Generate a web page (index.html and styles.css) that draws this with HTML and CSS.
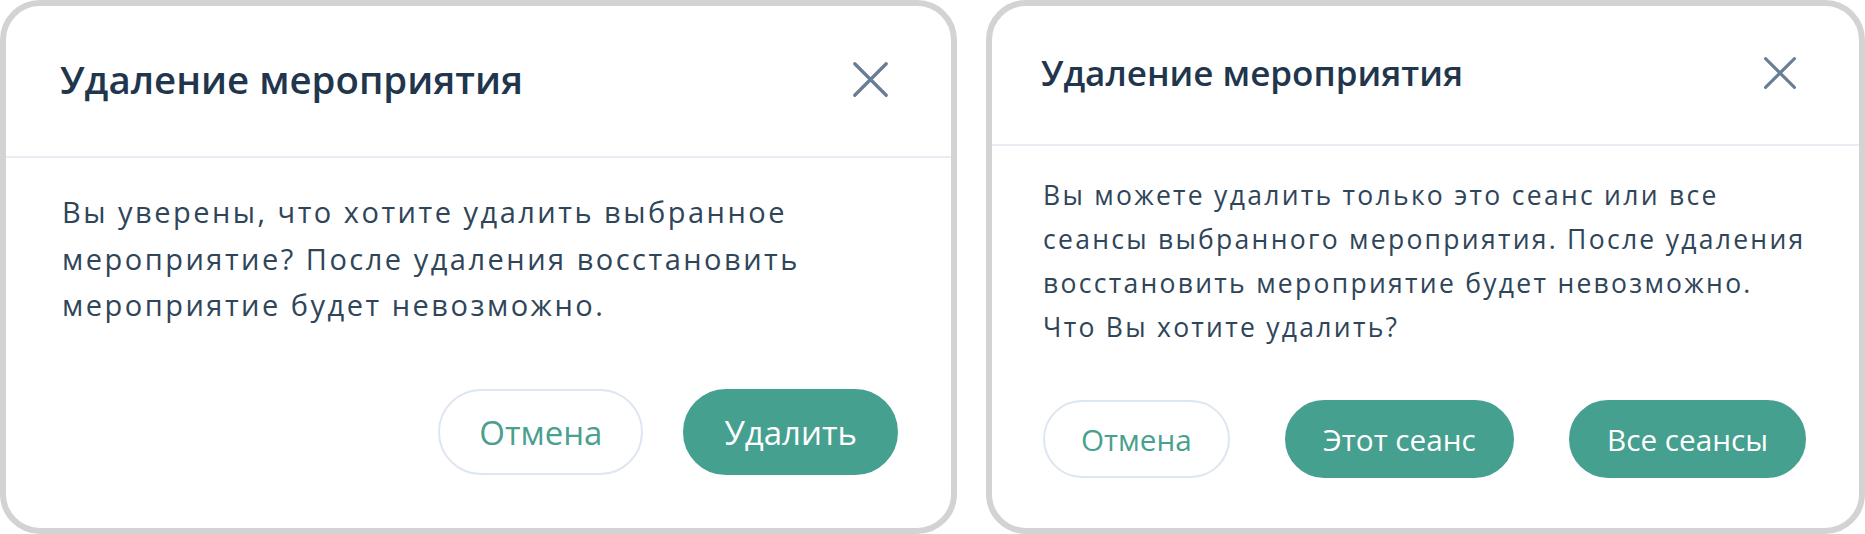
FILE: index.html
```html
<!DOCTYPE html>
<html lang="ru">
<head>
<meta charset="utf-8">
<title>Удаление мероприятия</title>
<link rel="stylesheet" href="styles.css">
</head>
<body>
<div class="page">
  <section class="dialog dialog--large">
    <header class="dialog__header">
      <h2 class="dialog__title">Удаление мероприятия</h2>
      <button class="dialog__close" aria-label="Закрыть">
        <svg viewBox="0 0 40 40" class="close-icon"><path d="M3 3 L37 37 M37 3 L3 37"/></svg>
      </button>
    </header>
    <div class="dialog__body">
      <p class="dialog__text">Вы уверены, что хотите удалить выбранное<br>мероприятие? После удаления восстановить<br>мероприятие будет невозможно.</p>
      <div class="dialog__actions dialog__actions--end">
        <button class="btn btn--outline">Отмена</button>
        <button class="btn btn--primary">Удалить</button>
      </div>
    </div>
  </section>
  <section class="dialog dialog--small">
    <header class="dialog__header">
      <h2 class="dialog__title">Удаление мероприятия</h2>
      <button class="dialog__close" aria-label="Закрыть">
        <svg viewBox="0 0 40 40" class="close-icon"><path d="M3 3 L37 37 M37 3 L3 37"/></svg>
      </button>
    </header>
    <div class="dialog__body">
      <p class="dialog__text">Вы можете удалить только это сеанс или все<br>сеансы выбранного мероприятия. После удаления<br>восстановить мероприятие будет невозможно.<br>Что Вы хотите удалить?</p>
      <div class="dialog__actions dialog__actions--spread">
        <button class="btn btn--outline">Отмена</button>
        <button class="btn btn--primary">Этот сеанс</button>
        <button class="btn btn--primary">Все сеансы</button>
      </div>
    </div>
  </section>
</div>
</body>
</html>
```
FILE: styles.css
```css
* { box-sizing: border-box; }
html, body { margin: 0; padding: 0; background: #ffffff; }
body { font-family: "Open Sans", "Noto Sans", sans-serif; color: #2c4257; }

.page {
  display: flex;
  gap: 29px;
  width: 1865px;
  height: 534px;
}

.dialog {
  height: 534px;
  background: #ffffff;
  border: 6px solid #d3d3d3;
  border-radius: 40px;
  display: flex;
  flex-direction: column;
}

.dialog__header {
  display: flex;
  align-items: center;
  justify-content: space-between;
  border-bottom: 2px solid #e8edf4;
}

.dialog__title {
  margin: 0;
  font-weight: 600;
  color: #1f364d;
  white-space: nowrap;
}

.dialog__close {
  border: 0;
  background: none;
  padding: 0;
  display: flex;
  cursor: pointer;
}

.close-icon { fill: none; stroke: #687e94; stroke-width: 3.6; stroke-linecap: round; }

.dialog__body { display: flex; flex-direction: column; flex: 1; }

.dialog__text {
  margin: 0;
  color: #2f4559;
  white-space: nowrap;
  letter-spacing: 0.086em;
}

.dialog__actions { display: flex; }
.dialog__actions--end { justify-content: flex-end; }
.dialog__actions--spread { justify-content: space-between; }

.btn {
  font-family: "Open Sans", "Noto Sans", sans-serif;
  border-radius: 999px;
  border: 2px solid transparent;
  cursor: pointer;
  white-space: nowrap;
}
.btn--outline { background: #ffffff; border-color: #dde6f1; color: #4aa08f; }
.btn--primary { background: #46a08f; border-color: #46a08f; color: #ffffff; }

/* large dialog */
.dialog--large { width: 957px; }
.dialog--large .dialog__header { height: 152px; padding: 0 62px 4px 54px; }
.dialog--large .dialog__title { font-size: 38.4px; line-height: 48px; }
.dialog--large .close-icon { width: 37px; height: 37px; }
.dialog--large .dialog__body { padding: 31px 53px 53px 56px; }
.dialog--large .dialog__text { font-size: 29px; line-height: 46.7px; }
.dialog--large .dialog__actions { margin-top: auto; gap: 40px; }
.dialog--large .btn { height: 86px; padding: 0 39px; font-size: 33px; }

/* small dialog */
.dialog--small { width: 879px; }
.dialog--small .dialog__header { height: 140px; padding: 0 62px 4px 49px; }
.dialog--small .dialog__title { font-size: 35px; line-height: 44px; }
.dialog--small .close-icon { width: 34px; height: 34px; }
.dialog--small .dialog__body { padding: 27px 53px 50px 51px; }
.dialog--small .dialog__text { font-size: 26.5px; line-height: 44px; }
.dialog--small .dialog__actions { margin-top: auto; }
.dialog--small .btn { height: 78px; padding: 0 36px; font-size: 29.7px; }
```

==========

• Aim of the task:
All of the material above should be reproduced exactly, except the pictures.

• Written reply:
Generate a web page (index.html and styles.css) that draws this with HTML and CSS.
FILE: index.html
```html
<!DOCTYPE html>
<html lang="ru">
<head>
<meta charset="utf-8">
<title>Удаление мероприятия</title>
<link rel="stylesheet" href="styles.css">
</head>
<body>
<div class="page">
  <section class="dialog dialog--large">
    <header class="dialog__header">
      <h2 class="dialog__title">Удаление мероприятия</h2>
      <button class="dialog__close" aria-label="Закрыть">
        <svg viewBox="0 0 40 40" class="close-icon"><path d="M3 3 L37 37 M37 3 L3 37"/></svg>
      </button>
    </header>
    <div class="dialog__body">
      <p class="dialog__text">Вы уверены, что хотите удалить выбранное<br>мероприятие? После удаления восстановить<br>мероприятие будет невозможно.</p>
      <div class="dialog__actions dialog__actions--end">
        <button class="btn btn--outline">Отмена</button>
        <button class="btn btn--primary">Удалить</button>
      </div>
    </div>
  </section>
  <section class="dialog dialog--small">
    <header class="dialog__header">
      <h2 class="dialog__title">Удаление мероприятия</h2>
      <button class="dialog__close" aria-label="Закрыть">
        <svg viewBox="0 0 40 40" class="close-icon"><path d="M3 3 L37 37 M37 3 L3 37"/></svg>
      </button>
    </header>
    <div class="dialog__body">
      <p class="dialog__text">Вы можете удалить только это сеанс или все<br>сеансы выбранного мероприятия. После удаления<br>восстановить мероприятие будет невозможно.<br>Что Вы хотите удалить?</p>
      <div class="dialog__actions dialog__actions--spread">
        <button class="btn btn--outline">Отмена</button>
        <button class="btn btn--primary">Этот сеанс</button>
        <button class="btn btn--primary">Все сеансы</button>
      </div>
    </div>
  </section>
</div>
</body>
</html>
```
FILE: styles.css
```css
* { box-sizing: border-box; }
html, body { margin: 0; padding: 0; background: #ffffff; }
body { font-family: "Open Sans", "Noto Sans", sans-serif; color: #2c4257; }

.page {
  display: flex;
  gap: 29px;
  width: 1865px;
  height: 534px;
}

.dialog {
  height: 534px;
  background: #ffffff;
  border: 6px solid #d3d3d3;
  border-radius: 40px;
  display: flex;
  flex-direction: column;
}

.dialog__header {
  display: flex;
  align-items: center;
  justify-content: space-between;
  border-bottom: 2px solid #e8edf4;
}

.dialog__title {
  margin: 0;
  font-weight: 600;
  color: #1f364d;
  white-space: nowrap;
}

.dialog__close {
  border: 0;
  background: none;
  padding: 0;
  display: flex;
  cursor: pointer;
}

.close-icon { fill: none; stroke: #687e94; stroke-width: 3.6; stroke-linecap: round; }

.dialog__body { display: flex; flex-direction: column; flex: 1; }

.dialog__text {
  margin: 0;
  color: #2f4559;
  white-space: nowrap;
  letter-spacing: 0.086em;
}

.dialog__actions { display: flex; }
.dialog__actions--end { justify-content: flex-end; }
.dialog__actions--spread { justify-content: space-between; }

.btn {
  font-family: "Open Sans", "Noto Sans", sans-serif;
  border-radius: 999px;
  border: 2px solid transparent;
  cursor: pointer;
  white-space: nowrap;
}
.btn--outline { background: #ffffff; border-color: #dde6f1; color: #4aa08f; }
.btn--primary { background: #46a08f; border-color: #46a08f; color: #ffffff; }

/* large dialog */
.dialog--large { width: 957px; }
.dialog--large .dialog__header { height: 152px; padding: 0 62px 4px 54px; }
.dialog--large .dialog__title { font-size: 38.4px; line-height: 48px; }
.dialog--large .close-icon { width: 37px; height: 37px; }
.dialog--large .dialog__body { padding: 31px 53px 53px 56px; }
.dialog--large .dialog__text { font-size: 29px; line-height: 46.7px; }
.dialog--large .dialog__actions { margin-top: auto; gap: 40px; }
.dialog--large .btn { height: 86px; padding: 0 39px; font-size: 33px; }

/* small dialog */
.dialog--small { width: 879px; }
.dialog--small .dialog__header { height: 140px; padding: 0 62px 4px 49px; }
.dialog--small .dialog__title { font-size: 35px; line-height: 44px; }
.dialog--small .close-icon { width: 34px; height: 34px; }
.dialog--small .dialog__body { padding: 27px 53px 50px 51px; }
.dialog--small .dialog__text { font-size: 26.5px; line-height: 44px; }
.dialog--small .dialog__actions { margin-top: auto; }
.dialog--small .btn { height: 78px; padding: 0 36px; font-size: 29.7px; }
```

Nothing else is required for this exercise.